La paroisse réconciliatrice
« Je suis entré à l’université du Burundi dans un contexte difficile, en 1996. Pour les étudiants qui fréquentaient la Paroisse Esprit de sagesse, nous recevions un message qui nous touchait profondément. Ntabona avait sa manière de nous donner des enseignements qui nous incitaient à ne plus haïr l’autre », témoigne Jules (pseudo) qui étudiait au campus Mutanga à l’époque. Selon cet ancien étudiant de l’Université du Burundi, ces enseignements reçus, à travers les métaphores et les contes, leurs permettaient d’ouvrir les yeux, les cœurs.
L’Abbé Ntabona, s’exprimant sur le rôle d’« agent de la réconciliation » que la paroisse dont il a été curé a joué pendant la crise, dit : « À l’époque, les Burundais ne cessaient de s’entretuer. On a initié des projets qui permettaient de réunir la population avec un objectif commun. Je me rappelle qu’on a réuni les étudiants du campus Mutanga et les jeunes des quartiers aux alentours (Mutanga, Sororezo et Mugoboka) dans le but de construire des logements pour les plus démunis. » Cette action a créé des liens entre des populations qui n’arrivaient pas à s’attendre. Et ils ont pu construire 145 maisons. L’Abbé A. Ntabona explique entre autres qu’après les massacres de 1995 au campus Mutanga, ils ont commencé à dispenser à la paroisse des enseignements prônant le respect des droits de l’homme, la réconciliation et le vivre-ensemble. « Ces enseignements ont donné réellement des fruits », se réjouit-il.

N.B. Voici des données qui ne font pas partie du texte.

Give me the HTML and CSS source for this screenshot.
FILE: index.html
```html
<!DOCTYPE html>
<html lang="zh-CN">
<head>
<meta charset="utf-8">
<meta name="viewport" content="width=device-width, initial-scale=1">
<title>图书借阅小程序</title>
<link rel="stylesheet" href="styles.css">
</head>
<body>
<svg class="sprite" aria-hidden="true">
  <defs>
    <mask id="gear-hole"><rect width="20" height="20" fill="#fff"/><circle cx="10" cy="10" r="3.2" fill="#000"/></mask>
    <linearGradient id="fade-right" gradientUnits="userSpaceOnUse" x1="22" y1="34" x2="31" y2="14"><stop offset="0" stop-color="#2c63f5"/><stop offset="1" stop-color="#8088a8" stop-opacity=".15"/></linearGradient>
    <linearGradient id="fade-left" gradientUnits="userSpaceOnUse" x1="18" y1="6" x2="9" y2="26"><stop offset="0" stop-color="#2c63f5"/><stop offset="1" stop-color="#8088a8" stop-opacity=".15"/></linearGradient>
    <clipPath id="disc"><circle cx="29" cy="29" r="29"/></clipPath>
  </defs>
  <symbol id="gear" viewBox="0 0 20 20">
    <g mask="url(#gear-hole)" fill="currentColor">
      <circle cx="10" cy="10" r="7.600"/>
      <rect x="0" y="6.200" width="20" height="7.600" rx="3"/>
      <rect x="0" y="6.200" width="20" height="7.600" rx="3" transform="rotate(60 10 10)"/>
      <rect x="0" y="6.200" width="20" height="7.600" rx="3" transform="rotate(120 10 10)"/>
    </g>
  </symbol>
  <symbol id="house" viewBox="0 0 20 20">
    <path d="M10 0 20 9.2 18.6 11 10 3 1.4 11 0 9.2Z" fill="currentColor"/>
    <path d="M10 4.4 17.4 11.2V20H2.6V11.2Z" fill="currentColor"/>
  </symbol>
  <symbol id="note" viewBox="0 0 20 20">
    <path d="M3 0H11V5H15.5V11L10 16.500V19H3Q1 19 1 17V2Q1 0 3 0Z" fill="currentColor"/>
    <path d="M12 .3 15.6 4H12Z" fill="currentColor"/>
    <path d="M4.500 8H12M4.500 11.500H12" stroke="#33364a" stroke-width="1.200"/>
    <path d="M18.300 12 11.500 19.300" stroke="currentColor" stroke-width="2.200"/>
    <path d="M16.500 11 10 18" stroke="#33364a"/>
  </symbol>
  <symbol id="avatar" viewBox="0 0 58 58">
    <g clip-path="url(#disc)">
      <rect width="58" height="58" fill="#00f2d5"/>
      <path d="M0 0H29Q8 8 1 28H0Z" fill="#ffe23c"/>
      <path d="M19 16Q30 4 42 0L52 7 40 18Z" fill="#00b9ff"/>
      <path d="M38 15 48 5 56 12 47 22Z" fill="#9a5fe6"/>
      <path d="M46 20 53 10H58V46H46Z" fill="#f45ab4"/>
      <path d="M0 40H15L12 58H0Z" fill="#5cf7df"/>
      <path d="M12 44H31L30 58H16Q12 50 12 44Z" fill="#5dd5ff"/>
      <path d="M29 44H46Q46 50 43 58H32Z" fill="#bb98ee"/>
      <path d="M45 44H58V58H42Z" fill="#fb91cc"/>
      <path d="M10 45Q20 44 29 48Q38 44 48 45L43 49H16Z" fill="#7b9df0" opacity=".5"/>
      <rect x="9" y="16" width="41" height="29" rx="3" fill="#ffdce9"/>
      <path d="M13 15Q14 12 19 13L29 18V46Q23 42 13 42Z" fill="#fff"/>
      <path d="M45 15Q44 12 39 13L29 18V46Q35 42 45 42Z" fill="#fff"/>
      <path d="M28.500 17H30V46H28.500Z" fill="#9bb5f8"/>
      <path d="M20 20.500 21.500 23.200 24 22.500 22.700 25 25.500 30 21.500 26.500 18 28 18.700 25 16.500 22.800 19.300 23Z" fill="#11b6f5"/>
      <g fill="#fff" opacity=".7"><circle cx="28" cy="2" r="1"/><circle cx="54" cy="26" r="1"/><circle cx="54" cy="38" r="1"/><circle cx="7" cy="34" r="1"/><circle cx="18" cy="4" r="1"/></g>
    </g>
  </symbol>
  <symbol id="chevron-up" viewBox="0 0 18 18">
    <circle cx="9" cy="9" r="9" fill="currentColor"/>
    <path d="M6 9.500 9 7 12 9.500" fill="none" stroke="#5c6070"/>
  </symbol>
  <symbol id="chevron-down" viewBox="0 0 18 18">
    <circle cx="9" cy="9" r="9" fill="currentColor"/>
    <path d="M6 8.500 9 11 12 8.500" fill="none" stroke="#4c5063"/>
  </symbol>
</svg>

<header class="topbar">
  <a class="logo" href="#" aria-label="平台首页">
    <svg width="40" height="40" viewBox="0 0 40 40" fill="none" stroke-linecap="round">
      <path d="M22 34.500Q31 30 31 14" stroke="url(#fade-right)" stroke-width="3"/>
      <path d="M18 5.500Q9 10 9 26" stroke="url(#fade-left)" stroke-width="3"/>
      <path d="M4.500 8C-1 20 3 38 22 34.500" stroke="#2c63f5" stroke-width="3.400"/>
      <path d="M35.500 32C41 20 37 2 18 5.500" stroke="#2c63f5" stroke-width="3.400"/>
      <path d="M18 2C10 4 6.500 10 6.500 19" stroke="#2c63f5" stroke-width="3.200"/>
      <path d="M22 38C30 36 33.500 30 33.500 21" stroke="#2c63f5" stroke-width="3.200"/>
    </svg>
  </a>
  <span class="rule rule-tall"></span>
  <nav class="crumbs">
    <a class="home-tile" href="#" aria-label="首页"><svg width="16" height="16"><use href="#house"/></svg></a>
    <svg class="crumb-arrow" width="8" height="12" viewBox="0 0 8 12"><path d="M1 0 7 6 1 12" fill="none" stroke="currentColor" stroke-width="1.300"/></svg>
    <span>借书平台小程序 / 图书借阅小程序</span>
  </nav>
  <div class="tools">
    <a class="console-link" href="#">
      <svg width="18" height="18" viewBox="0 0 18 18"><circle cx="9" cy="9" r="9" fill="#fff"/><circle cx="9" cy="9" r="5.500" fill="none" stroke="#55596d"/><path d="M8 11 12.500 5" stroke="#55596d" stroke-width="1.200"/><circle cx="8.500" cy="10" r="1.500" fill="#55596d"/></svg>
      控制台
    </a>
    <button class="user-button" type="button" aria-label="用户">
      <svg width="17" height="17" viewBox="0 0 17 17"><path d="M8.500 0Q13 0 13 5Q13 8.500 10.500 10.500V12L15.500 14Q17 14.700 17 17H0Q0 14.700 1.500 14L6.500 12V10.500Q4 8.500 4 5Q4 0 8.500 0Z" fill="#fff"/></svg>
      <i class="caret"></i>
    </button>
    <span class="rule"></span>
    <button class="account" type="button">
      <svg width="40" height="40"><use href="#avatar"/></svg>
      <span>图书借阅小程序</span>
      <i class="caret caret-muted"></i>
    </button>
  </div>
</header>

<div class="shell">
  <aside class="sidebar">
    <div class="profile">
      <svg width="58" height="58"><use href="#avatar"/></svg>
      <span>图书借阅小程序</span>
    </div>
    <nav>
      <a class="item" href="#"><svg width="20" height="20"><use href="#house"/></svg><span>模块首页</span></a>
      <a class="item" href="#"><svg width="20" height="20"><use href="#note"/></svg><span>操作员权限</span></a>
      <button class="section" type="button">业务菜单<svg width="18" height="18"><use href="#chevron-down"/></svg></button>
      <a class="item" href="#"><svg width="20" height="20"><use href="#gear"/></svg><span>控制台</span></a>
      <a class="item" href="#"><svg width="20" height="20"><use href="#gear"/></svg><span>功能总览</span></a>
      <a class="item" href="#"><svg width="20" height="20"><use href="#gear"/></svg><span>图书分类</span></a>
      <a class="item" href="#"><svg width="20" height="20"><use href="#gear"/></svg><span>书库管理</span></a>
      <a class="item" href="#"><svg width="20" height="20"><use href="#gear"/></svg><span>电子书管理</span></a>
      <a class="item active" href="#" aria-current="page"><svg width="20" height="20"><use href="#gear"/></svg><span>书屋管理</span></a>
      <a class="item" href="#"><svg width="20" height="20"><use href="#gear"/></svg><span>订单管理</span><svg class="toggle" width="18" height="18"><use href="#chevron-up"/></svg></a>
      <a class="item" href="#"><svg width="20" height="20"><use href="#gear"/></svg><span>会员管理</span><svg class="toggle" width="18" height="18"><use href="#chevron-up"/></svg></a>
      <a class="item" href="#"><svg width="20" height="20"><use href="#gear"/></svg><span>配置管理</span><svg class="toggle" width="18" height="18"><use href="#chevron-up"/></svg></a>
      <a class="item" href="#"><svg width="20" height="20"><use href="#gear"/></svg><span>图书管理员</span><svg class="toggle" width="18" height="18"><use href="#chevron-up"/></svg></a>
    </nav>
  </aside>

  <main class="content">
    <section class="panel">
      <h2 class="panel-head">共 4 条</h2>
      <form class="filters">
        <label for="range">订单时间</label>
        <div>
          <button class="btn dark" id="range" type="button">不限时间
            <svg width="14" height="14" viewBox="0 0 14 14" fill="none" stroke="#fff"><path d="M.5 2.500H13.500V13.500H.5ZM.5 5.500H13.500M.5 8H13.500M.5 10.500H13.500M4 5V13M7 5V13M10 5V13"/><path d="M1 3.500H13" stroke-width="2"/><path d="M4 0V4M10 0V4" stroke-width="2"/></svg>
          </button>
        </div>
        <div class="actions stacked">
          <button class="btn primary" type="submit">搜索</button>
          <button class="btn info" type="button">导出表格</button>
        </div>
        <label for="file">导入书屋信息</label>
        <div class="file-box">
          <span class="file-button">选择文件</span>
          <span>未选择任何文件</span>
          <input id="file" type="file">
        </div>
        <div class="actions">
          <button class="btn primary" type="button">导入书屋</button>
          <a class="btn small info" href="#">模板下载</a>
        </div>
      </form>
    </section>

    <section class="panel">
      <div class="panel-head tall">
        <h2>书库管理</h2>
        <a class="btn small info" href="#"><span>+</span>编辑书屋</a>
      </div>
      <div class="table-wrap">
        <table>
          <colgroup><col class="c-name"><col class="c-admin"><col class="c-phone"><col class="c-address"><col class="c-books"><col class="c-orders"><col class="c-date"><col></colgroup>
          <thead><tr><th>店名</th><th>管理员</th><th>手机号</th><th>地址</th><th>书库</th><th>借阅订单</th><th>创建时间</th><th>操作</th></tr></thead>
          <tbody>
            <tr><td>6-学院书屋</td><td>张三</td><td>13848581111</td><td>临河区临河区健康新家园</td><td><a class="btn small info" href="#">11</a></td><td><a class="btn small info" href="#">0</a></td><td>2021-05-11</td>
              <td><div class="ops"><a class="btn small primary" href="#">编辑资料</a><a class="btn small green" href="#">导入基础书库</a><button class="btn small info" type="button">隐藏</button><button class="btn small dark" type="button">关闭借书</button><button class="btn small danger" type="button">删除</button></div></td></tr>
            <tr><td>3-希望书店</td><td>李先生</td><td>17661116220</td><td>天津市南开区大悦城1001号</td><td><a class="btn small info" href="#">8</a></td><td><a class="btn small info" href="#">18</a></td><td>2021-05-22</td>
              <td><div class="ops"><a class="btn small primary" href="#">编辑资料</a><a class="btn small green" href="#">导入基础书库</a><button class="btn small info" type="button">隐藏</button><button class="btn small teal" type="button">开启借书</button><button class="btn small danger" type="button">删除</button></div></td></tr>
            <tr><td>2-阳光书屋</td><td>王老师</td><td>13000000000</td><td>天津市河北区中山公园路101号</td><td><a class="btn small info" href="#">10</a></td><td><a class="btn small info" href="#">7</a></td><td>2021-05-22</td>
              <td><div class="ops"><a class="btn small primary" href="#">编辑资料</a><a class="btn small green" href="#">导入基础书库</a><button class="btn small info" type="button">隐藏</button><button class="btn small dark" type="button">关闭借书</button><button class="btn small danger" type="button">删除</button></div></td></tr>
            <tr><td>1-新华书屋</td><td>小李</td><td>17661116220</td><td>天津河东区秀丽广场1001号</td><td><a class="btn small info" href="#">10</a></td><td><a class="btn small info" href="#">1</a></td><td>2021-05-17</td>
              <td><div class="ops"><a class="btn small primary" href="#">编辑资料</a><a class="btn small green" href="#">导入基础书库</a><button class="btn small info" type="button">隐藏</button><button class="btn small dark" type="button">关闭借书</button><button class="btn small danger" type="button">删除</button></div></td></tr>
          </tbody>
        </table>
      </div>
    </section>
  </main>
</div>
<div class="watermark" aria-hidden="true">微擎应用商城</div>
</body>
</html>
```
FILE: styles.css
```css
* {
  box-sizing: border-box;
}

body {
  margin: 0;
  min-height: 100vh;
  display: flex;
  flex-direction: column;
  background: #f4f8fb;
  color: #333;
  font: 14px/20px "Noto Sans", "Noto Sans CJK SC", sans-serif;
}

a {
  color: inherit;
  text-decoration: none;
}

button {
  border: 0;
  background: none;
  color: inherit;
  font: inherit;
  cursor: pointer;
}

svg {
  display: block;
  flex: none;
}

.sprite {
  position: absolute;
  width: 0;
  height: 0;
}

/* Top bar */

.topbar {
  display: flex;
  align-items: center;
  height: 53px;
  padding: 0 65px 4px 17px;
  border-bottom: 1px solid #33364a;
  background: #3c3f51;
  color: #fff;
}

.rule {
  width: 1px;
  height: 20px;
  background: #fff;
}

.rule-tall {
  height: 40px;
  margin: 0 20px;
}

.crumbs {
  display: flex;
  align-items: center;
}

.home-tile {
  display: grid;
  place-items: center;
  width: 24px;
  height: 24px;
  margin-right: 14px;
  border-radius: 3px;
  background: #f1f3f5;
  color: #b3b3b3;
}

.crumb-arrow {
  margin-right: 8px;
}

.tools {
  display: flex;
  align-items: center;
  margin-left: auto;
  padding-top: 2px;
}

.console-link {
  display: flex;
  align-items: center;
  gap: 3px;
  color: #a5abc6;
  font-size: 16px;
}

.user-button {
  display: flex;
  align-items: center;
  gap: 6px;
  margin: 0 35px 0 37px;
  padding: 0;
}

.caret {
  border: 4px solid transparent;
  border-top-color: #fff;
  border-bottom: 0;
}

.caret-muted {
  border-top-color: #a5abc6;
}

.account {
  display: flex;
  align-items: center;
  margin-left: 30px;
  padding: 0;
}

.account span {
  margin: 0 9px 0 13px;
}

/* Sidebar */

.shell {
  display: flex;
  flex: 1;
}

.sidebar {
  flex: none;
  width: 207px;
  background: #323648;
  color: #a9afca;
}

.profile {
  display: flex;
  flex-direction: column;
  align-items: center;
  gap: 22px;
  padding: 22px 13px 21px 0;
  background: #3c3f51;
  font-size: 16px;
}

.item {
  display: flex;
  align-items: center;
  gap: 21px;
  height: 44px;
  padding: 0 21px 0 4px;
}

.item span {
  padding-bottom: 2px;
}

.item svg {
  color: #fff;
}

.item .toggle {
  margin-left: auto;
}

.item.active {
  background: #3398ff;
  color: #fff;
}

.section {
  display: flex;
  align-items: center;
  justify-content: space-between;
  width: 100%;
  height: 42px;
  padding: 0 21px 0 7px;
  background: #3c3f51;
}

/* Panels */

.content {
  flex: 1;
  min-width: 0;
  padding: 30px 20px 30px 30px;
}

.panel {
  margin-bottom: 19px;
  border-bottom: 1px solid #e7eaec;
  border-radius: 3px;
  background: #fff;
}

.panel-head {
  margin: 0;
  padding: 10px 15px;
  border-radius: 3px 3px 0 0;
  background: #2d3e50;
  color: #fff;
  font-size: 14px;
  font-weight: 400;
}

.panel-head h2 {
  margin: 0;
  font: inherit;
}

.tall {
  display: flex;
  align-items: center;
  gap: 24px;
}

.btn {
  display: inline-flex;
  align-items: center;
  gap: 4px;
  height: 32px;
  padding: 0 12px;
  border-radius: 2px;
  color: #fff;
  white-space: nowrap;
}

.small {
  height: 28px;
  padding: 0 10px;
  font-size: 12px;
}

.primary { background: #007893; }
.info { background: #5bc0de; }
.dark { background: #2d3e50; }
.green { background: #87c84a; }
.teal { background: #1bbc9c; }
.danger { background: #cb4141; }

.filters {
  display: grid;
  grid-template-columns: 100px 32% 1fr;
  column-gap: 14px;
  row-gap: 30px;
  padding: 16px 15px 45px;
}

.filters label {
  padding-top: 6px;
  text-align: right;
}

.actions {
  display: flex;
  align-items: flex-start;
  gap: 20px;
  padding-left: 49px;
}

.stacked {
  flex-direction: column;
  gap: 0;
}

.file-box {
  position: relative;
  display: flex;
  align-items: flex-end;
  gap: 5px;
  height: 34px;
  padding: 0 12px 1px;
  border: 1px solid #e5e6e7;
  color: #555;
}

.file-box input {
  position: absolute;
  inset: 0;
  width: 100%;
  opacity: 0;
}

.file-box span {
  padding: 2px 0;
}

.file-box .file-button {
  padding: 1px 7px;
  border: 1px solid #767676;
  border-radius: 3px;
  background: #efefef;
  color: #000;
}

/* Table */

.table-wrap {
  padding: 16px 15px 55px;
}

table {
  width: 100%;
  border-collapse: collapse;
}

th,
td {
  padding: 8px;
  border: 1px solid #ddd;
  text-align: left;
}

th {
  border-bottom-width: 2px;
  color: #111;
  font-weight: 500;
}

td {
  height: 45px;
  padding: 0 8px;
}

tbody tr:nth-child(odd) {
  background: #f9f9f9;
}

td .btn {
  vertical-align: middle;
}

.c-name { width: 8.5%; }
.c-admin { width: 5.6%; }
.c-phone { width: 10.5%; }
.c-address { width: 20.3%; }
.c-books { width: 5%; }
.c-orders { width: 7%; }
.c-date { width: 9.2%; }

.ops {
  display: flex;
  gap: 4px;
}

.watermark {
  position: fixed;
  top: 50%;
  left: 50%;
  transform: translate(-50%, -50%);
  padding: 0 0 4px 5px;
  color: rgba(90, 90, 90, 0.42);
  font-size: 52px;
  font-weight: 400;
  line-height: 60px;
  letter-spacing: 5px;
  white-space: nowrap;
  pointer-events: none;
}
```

L’année passée (2021), la Paroisse Esprit de sagesse a fêté son jubilé d’argent. En 25 ans, elle n’a cessé de veiller sur les âmes des étudiants du campus Mutanga. Les mêmes enseignements, sans doute encore octroyés aujourd’hui à ces jeunes que certains politiciens utilisent parfois pour leurs ambitions personnelles. On ne peut que souhaiter que cette paroisse continue sa noble mission. L’université du Burundi n’est jamais à l’abri.